**WRITTEN EXERCISE**
Transcribe the entries below exactly.

**INPUT MATERIAL**
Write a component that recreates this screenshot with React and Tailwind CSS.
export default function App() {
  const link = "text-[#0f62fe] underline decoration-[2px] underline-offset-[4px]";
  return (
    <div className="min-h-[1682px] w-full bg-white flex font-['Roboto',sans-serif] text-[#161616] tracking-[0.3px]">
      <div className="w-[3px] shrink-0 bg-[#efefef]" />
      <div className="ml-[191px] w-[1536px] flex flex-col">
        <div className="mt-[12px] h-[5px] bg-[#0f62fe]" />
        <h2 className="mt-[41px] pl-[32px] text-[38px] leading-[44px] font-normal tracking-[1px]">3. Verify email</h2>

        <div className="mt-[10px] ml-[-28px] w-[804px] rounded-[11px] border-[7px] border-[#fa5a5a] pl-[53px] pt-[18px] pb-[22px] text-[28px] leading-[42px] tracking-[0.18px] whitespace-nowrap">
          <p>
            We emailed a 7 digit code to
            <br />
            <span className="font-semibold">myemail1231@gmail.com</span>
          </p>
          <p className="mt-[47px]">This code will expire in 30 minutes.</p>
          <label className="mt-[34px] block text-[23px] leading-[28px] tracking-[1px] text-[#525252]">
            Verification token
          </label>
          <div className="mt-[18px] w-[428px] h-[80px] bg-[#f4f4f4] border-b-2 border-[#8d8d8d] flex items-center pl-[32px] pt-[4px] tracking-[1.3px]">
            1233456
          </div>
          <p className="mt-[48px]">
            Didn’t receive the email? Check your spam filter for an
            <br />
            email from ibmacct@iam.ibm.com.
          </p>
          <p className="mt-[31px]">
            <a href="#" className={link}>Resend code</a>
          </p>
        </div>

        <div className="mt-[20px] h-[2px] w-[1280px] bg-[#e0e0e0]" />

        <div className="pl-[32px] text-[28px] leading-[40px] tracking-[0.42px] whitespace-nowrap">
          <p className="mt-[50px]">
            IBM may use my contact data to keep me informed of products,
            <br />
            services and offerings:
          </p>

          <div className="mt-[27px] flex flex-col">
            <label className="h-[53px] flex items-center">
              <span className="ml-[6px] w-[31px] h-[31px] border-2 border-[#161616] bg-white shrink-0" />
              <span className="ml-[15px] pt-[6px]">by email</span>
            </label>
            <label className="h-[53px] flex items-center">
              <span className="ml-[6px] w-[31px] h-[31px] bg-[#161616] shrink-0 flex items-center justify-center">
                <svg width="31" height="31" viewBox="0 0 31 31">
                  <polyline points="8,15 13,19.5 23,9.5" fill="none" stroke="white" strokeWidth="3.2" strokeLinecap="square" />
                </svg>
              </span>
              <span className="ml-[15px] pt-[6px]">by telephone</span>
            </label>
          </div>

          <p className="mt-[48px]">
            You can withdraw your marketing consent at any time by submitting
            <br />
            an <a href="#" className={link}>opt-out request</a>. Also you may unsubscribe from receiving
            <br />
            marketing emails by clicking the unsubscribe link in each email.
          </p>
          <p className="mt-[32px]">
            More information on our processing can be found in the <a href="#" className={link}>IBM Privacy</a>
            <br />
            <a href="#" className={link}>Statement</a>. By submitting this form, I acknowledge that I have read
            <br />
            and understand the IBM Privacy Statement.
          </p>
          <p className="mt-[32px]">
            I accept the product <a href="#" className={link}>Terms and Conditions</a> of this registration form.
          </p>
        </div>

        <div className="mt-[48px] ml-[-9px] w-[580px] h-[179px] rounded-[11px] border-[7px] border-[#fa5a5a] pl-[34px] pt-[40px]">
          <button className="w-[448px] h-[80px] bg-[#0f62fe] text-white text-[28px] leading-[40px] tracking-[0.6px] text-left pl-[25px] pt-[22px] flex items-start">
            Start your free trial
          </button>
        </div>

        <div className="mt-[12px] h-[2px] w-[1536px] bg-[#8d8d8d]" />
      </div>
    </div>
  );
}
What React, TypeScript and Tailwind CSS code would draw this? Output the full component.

**WORKED ANSWER**
Write a component that recreates this screenshot with React and Tailwind CSS.
export default function App() {
  const link = "text-[#0f62fe] underline decoration-[2px] underline-offset-[4px]";
  return (
    <div className="min-h-[1682px] w-full bg-white flex font-['Roboto',sans-serif] text-[#161616] tracking-[0.3px]">
      <div className="w-[3px] shrink-0 bg-[#efefef]" />
      <div className="ml-[191px] w-[1536px] flex flex-col">
        <div className="mt-[12px] h-[5px] bg-[#0f62fe]" />
        <h2 className="mt-[41px] pl-[32px] text-[38px] leading-[44px] font-normal tracking-[1px]">3. Verify email</h2>

        <div className="mt-[10px] ml-[-28px] w-[804px] rounded-[11px] border-[7px] border-[#fa5a5a] pl-[53px] pt-[18px] pb-[22px] text-[28px] leading-[42px] tracking-[0.18px] whitespace-nowrap">
          <p>
            We emailed a 7 digit code to
            <br />
            <span className="font-semibold">myemail1231@gmail.com</span>
          </p>
          <p className="mt-[47px]">This code will expire in 30 minutes.</p>
          <label className="mt-[34px] block text-[23px] leading-[28px] tracking-[1px] text-[#525252]">
            Verification token
          </label>
          <div className="mt-[18px] w-[428px] h-[80px] bg-[#f4f4f4] border-b-2 border-[#8d8d8d] flex items-center pl-[32px] pt-[4px] tracking-[1.3px]">
            1233456
          </div>
          <p className="mt-[48px]">
            Didn’t receive the email? Check your spam filter for an
            <br />
            email from ibmacct@iam.ibm.com.
          </p>
          <p className="mt-[31px]">
            <a href="#" className={link}>Resend code</a>
          </p>
        </div>

        <div className="mt-[20px] h-[2px] w-[1280px] bg-[#e0e0e0]" />

        <div className="pl-[32px] text-[28px] leading-[40px] tracking-[0.42px] whitespace-nowrap">
          <p className="mt-[50px]">
            IBM may use my contact data to keep me informed of products,
            <br />
            services and offerings:
          </p>

          <div className="mt-[27px] flex flex-col">
            <label className="h-[53px] flex items-center">
              <span className="ml-[6px] w-[31px] h-[31px] border-2 border-[#161616] bg-white shrink-0" />
              <span className="ml-[15px] pt-[6px]">by email</span>
            </label>
            <label className="h-[53px] flex items-center">
              <span className="ml-[6px] w-[31px] h-[31px] bg-[#161616] shrink-0 flex items-center justify-center">
                <svg width="31" height="31" viewBox="0 0 31 31">
                  <polyline points="8,15 13,19.5 23,9.5" fill="none" stroke="white" strokeWidth="3.2" strokeLinecap="square" />
                </svg>
              </span>
              <span className="ml-[15px] pt-[6px]">by telephone</span>
            </label>
          </div>

          <p className="mt-[48px]">
            You can withdraw your marketing consent at any time by submitting
            <br />
            an <a href="#" className={link}>opt-out request</a>. Also you may unsubscribe from receiving
            <br />
            marketing emails by clicking the unsubscribe link in each email.
          </p>
          <p className="mt-[32px]">
            More information on our processing can be found in the <a href="#" className={link}>IBM Privacy</a>
            <br />
            <a href="#" className={link}>Statement</a>. By submitting this form, I acknowledge that I have read
            <br />
            and understand the IBM Privacy Statement.
          </p>
          <p className="mt-[32px]">
            I accept the product <a href="#" className={link}>Terms and Conditions</a> of this registration form.
          </p>
        </div>

        <div className="mt-[48px] ml-[-9px] w-[580px] h-[179px] rounded-[11px] border-[7px] border-[#fa5a5a] pl-[34px] pt-[40px]">
          <button className="w-[448px] h-[80px] bg-[#0f62fe] text-white text-[28px] leading-[40px] tracking-[0.6px] text-left pl-[25px] pt-[22px] flex items-start">
            Start your free trial
          </button>
        </div>

        <div className="mt-[12px] h-[2px] w-[1536px] bg-[#8d8d8d]" />
      </div>
    </div>
  );
}
What React, TypeScript and Tailwind CSS code would draw this? Output the full component.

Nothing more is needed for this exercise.